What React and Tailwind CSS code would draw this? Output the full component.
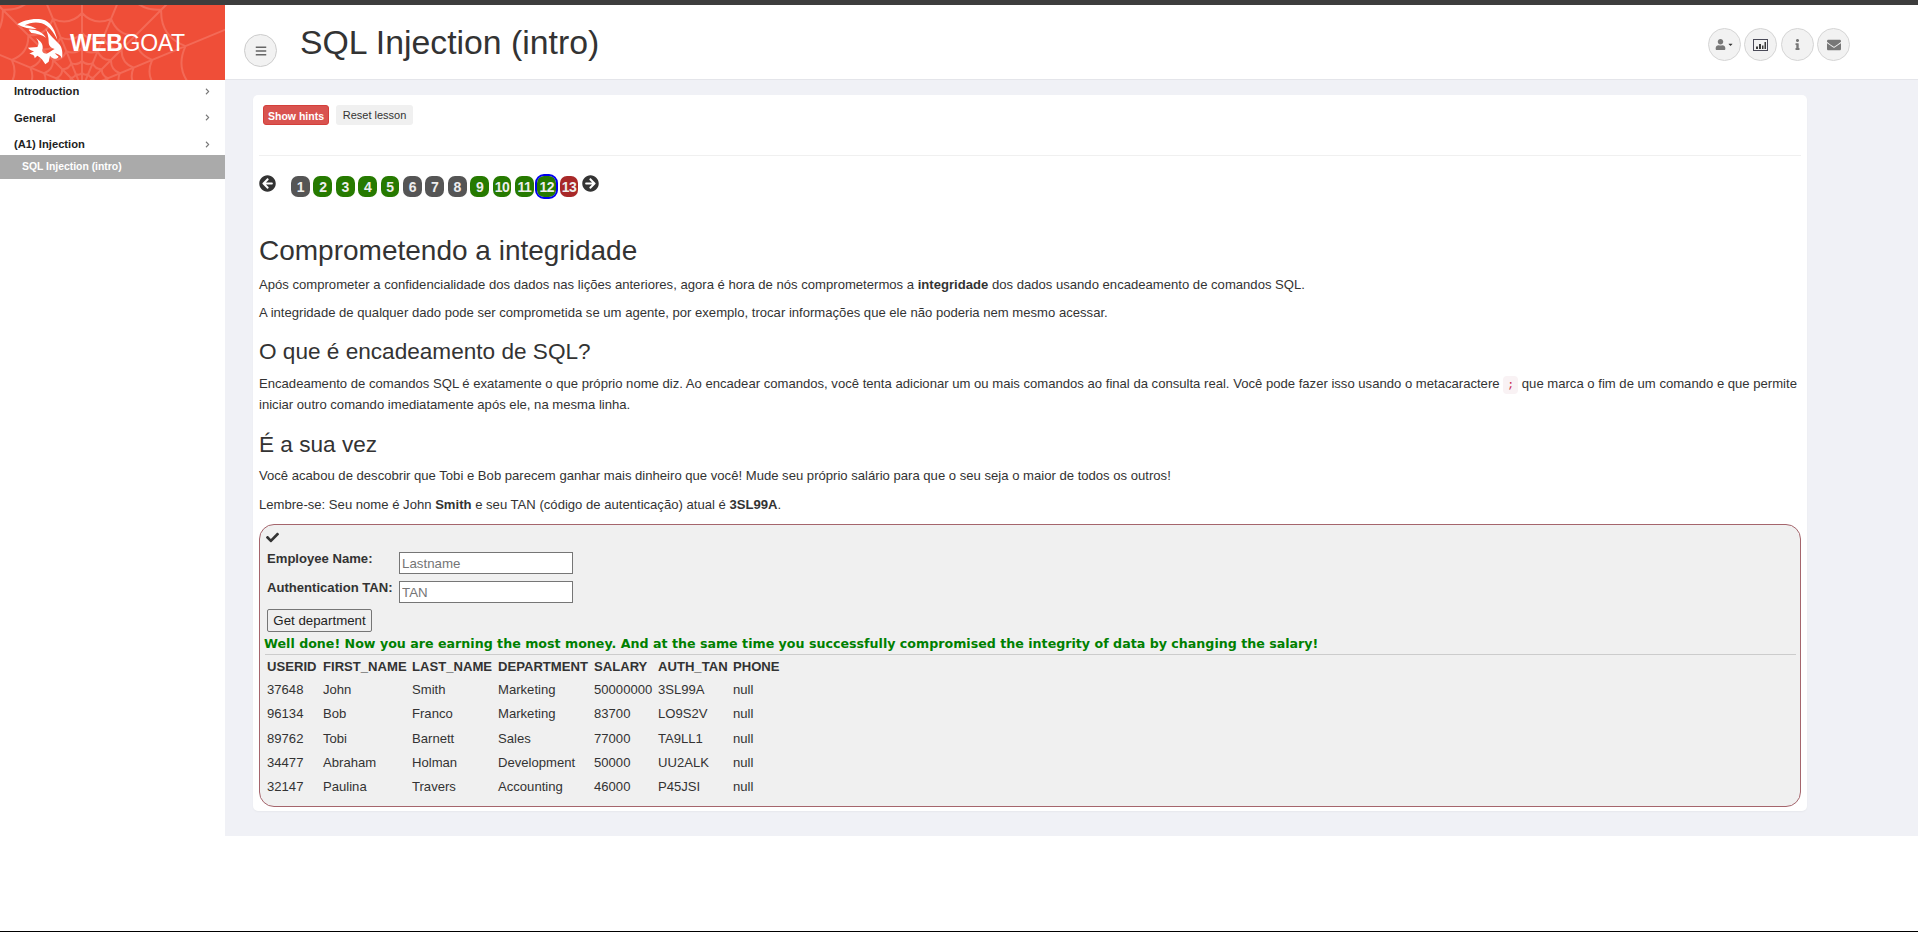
import React from 'react';
import {
  FaArrowCircleLeft,
  FaArrowCircleRight,
  FaBars,
  FaCaretDown,
  FaCheck,
  FaChevronRight,
  FaEnvelope,
  FaInfo,
  FaUser,
} from 'react-icons/fa';

const steps = [
  ['1', 'bg-[#555]'], ['2', 'bg-[#267a00]'], ['3', 'bg-[#267a00]'], ['4', 'bg-[#267a00]'],
  ['5', 'bg-[#267a00]'], ['6', 'bg-[#555]'], ['7', 'bg-[#555]'], ['8', 'bg-[#555]'],
  ['9', 'bg-[#267a00]'], ['10', 'bg-[#267a00]'], ['11', 'bg-[#267a00]'],
  ['12', 'bg-[#267a00] outline-2 outline-[#0000ee]'], ['13', 'bg-[#a82828]'],
];

const rows = [
  ['37648', 'John', 'Smith', 'Marketing', '50000000', '3SL99A', 'null'],
  ['96134', 'Bob', 'Franco', 'Marketing', '83700', 'LO9S2V', 'null'],
  ['89762', 'Tobi', 'Barnett', 'Sales', '77000', 'TA9LL1', 'null'],
  ['34477', 'Abraham', 'Holman', 'Development', '50000', 'UU2ALK', 'null'],
  ['32147', 'Paulina', 'Travers', 'Accounting', '46000', 'P45JSI', 'null'],
];

const columns = ['USERID', 'FIRST_NAME', 'LAST_NAME', 'DEPARTMENT', 'SALARY', 'AUTH_TAN', 'PHONE'];

// spider web behind the logo: spokes plus scalloped rings round one centre
function webPath() {
  const cx = 82;
  const cy = 84;
  const spokes = 9;
  const angle = (i) => Math.PI + (i * Math.PI) / (spokes - 1);
  let d = '';
  for (let i = 0; i < spokes; i++) {
    d += `M${cx} ${cy}L${(cx + 260 * Math.cos(angle(i))).toFixed(1)} ${(cy + 260 * Math.sin(angle(i))).toFixed(1)}`;
  }
  [16, 28, 41, 56, 76, 112].forEach((r) => {
    for (let i = 0; i < spokes - 1; i++) {
      const a = angle(i);
      const b = angle(i + 1);
      const m = (a + b) / 2;
      d += `M${(cx + r * Math.cos(a)).toFixed(1)} ${(cy + r * Math.sin(a)).toFixed(1)}`;
      d += `Q${(cx + r * 0.84 * Math.cos(m)).toFixed(1)} ${(cy + r * 0.84 * Math.sin(m)).toFixed(1)} ${(cx + r * Math.cos(b)).toFixed(1)} ${(cy + r * Math.sin(b)).toFixed(1)}`;
    }
  });
  return d;
}

function Logo() {
  return (
    <div className="relative h-[75px] w-[225px] overflow-hidden bg-[#ef4e38]">
      <svg className="absolute inset-0" width="225" height="75" viewBox="0 0 225 75" fill="none" stroke="#f36a57" strokeWidth="2">
        <path d={webPath()} />
      </svg>
      <svg className="absolute inset-0" width="120" height="75" viewBox="0 0 360 225" fill="#fff">
        <path d="M52 58C70 45 110 36 135 46C156 56 166 80 172 104C160 80 146 62 125 55C106 50 88 54 74 61C86 61 100 66 110 72C90 72 70 69 52 58Z" />
        <path d="M86 74C106 72 126 80 138 98C126 90 110 85 94 84Z" />
        <path d="M136 70C150 92 166 106 178 118C186 127 189 142 186 160C181 150 173 146 164 145L176 155C170 164 160 164 150 152L146 170L136 178C130 168 124 158 112 152L104 160C104 152 100 148 88 146L102 139C94 136 88 134 84 128L112 126C118 118 116 108 108 100C122 108 130 118 128 130C124 140 130 146 140 146C150 142 156 136 164 132C152 128 146 122 146 110C146 96 142 82 136 70Z" />
      </svg>
      <div className="absolute left-[70px] top-[25px] text-[23px] leading-[27px] tracking-[-0.35px] text-white">
        <span className="font-bold">WEB</span>GOAT
      </div>
    </div>
  );
}

function MenuItem({ label }) {
  return (
    <div className="flex h-[26.5px] items-center justify-between px-[14px] text-[11.2px] font-bold text-[#222]">
      <span>{label}</span>
      <FaChevronRight className="text-[7px] text-[#777]" />
    </div>
  );
}

function RoundButton({ children }) {
  return (
    <div className="flex size-[33px] items-center justify-center rounded-full border border-[#d5d5d5] bg-[#f2f2f2] text-[#777]">
      {children}
    </div>
  );
}

export default function App() {
  return (
    <div className="relative h-[932px] overflow-hidden bg-white font-['Liberation_Sans',sans-serif] text-[13.1px] leading-[20px] text-[#333]">
      <div className="h-[5px] bg-[#3d3d3d]" />
      <div className="flex">
        <aside className="w-[225px] shrink-0">
          <Logo />
          <div className="-mt-[2px] h-[77px]">
            <MenuItem label="Introduction" />
            <MenuItem label="General" />
            <MenuItem label="(A1) Injection" />
          </div>
          <div className="flex h-[24px] items-center bg-[#aaa] pl-[22px] text-[10.4px] font-bold text-white">
            SQL Injection (intro)
          </div>
        </aside>

        <main className="h-[831px] flex-1 bg-[#f0f1f6]">
          <header className="flex h-[75px] border-b border-[#e4e5ea] bg-white">
            <div className="ml-[19px] mt-[29px] flex size-[33px] items-center justify-center rounded-full border border-[#ccc] bg-[#f2f2f2] text-[12px] text-[#666]">
              <FaBars />
            </div>
            <h1 className="ml-[23px] mt-[17px] text-[33.8px] leading-[40px] text-[#333]">SQL Injection (intro)</h1>
            <div className="ml-auto mr-[68px] mt-[23px] flex gap-[3.5px]">
              <RoundButton>
                <FaUser className="text-[11px]" />
                <FaCaretDown className="ml-[1px] text-[7px] text-[#333]" />
              </RoundButton>
              <RoundButton>
                <svg width="15" height="12" viewBox="0 0 15 12" fill="none">
                  <rect x="0.5" y="0.5" width="14" height="11" stroke="#4a4a58" />
                  <path d="M3 7.5h2V10H3zM6 5h2v5H6zM9 6.5h1.500V10H9zM11.500 3H13v7h-1.500z" fill="#3a3a3a" />
                </svg>
              </RoundButton>
              <RoundButton><FaInfo className="text-[11px]" /></RoundButton>
              <RoundButton><FaEnvelope className="text-[14px]" /></RoundButton>
            </div>
          </header>

          <div className="ml-[28px] mr-[111px] mt-[15px] h-[716px] rounded-[5px] bg-white px-[6px] shadow-[0_1px_2px_rgba(0,0,0,0.04)]">
            <div className="flex h-[61px] gap-[7px] border-b border-[#f0f0f0] pl-[4px] pt-[10px]">
              <button className="h-[20px] w-[66px] rounded-[3px] border border-[#d43f3a] bg-[#d9534f] pb-[2px] text-[10.5px] font-bold text-white">Show hints</button>
              <button className="h-[20px] w-[77px] rounded-[3px] bg-[#f0f0f0] pb-[2px] text-[11px] text-[#333]">Reset lesson</button>
            </div>

            <div className="flex items-start pt-[19px]">
              <FaArrowCircleLeft className="size-[17px] text-[#333]" />
              <div className="ml-[15px] mt-[1px] flex gap-[3.6px]">
                {steps.map(([n, cls]) => (
                  <div key={n} className={`flex h-[21px] w-[18.8px] items-center justify-center rounded-[7px] text-[14px] font-bold tracking-[-0.5px] text-[#eee] ${cls}`}>{n}</div>
                ))}
              </div>
              <FaArrowCircleRight className="ml-[4px] size-[17px] text-[#333]" />
            </div>

            <h2 className="mt-[37px] text-[28px] leading-[34px]">Comprometendo a integridade</h2>
            <p className="mt-[7px]">Após comprometer a confidencialidade dos dados nas lições anteriores, agora é hora de nós comprometermos a <b>integridade</b> dos dados usando encadeamento de comandos SQL.</p>
            <p className="mt-[8px]">A integridade de qualquer dado pode ser comprometida se um agente, por exemplo, trocar informações que ele não poderia nem mesmo acessar.</p>
            <h3 className="mt-[15px] text-[22.6px] leading-[28px]">O que é encadeamento de SQL?</h3>
            <p className="mt-[8px]">Encadeamento de comandos SQL é exatamente o que próprio nome diz. Ao encadear comandos, você tenta adicionar um ou mais comandos ao final da consulta real. Você pode fazer isso usando o metacaractere <code className="rounded-[4px] bg-[#f9f2f4] px-[4px] py-[2px] font-['Liberation_Mono',monospace] text-[11.7px] text-[#c7254e]">;</code> que marca o fim de um comando e que permite iniciar outro comando imediatamente após ele, na mesma linha.</p>
            <h3 className="mt-[16px] text-[22.6px] leading-[28px]">É a sua vez</h3>
            <p className="mt-[7px]">Você acabou de descobrir que Tobi e Bob parecem ganhar mais dinheiro que você! Mude seu próprio salário para que o seu seja o maior de todos os outros!</p>
            <p className="mt-[9px]">Lembre-se: Seu nome é John <b>Smith</b> e seu TAN (código de autenticação) atual é <b>3SL99A</b>.</p>

            <div className="mt-[9px] h-[283px] rounded-[15px] border border-[#a5656c] bg-[#f0f0f0] pl-[7px] pr-[4px]">
              <FaCheck className="ml-[-1px] mt-[6px] text-[13px] text-[#333]" />
              <div className="mt-[8px] flex items-start">
                <label className="-mt-[3px] w-[132px] font-bold">Employee Name:</label>
                <input placeholder="Lastname" className="h-[22px] w-[174px] border border-[#767676] bg-white px-[2px] text-[13.3px] placeholder:text-[#757575]" />
              </div>
              <div className="mt-[7px] flex items-start">
                <label className="-mt-[3px] w-[132px] font-bold">Authentication TAN:</label>
                <input placeholder="TAN" className="h-[22px] w-[174px] border border-[#767676] bg-white px-[2px] text-[13.3px] placeholder:text-[#757575]" />
              </div>
              <button className="mt-[6px] block h-[23px] w-[105px] rounded-[2px] border border-[#767676] bg-[#efefef] text-[13.3px] text-[#222]">Get department</button>
              <div className="ml-[-3px] mt-[2px] font-['DejaVu_Sans',sans-serif] text-[12.65px] font-bold leading-[20px] text-[#008000]">
                Well done! Now you are earning the most money. And at the same time you successfully compromised the integrity of data by changing the salary!
              </div>
              <div className="ml-[-2px] border-t border-[#ccc]" />
              <table className="border-collapse text-left">
                <thead>
                  <tr className="h-[23px]">
                    {columns.map((c, i) => (
                      <th key={c} className={['w-[56px]', 'w-[89px]', 'w-[86px]', 'w-[96px]', 'w-[64px]', 'w-[75px]', 'w-[60px]'][i] + ' p-0 font-bold'}>{c}</th>
                    ))}
                  </tr>
                </thead>
                <tbody>
                  {rows.map((r) => (
                    <tr key={r[0]} className="h-[24.3px]">
                      {r.map((v, i) => <td key={i} className="p-0">{v}</td>)}
                    </tr>
                  ))}
                </tbody>
              </table>
            </div>
          </div>
        </main>
      </div>
      <div className="absolute inset-x-0 bottom-0 h-[1.5px] bg-black" />
    </div>
  );
}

PROBLEM | Each line of the material above either contains the word "code" or does not; state how many do, and nothing else.

SOLUTION TO THIS TASK | 2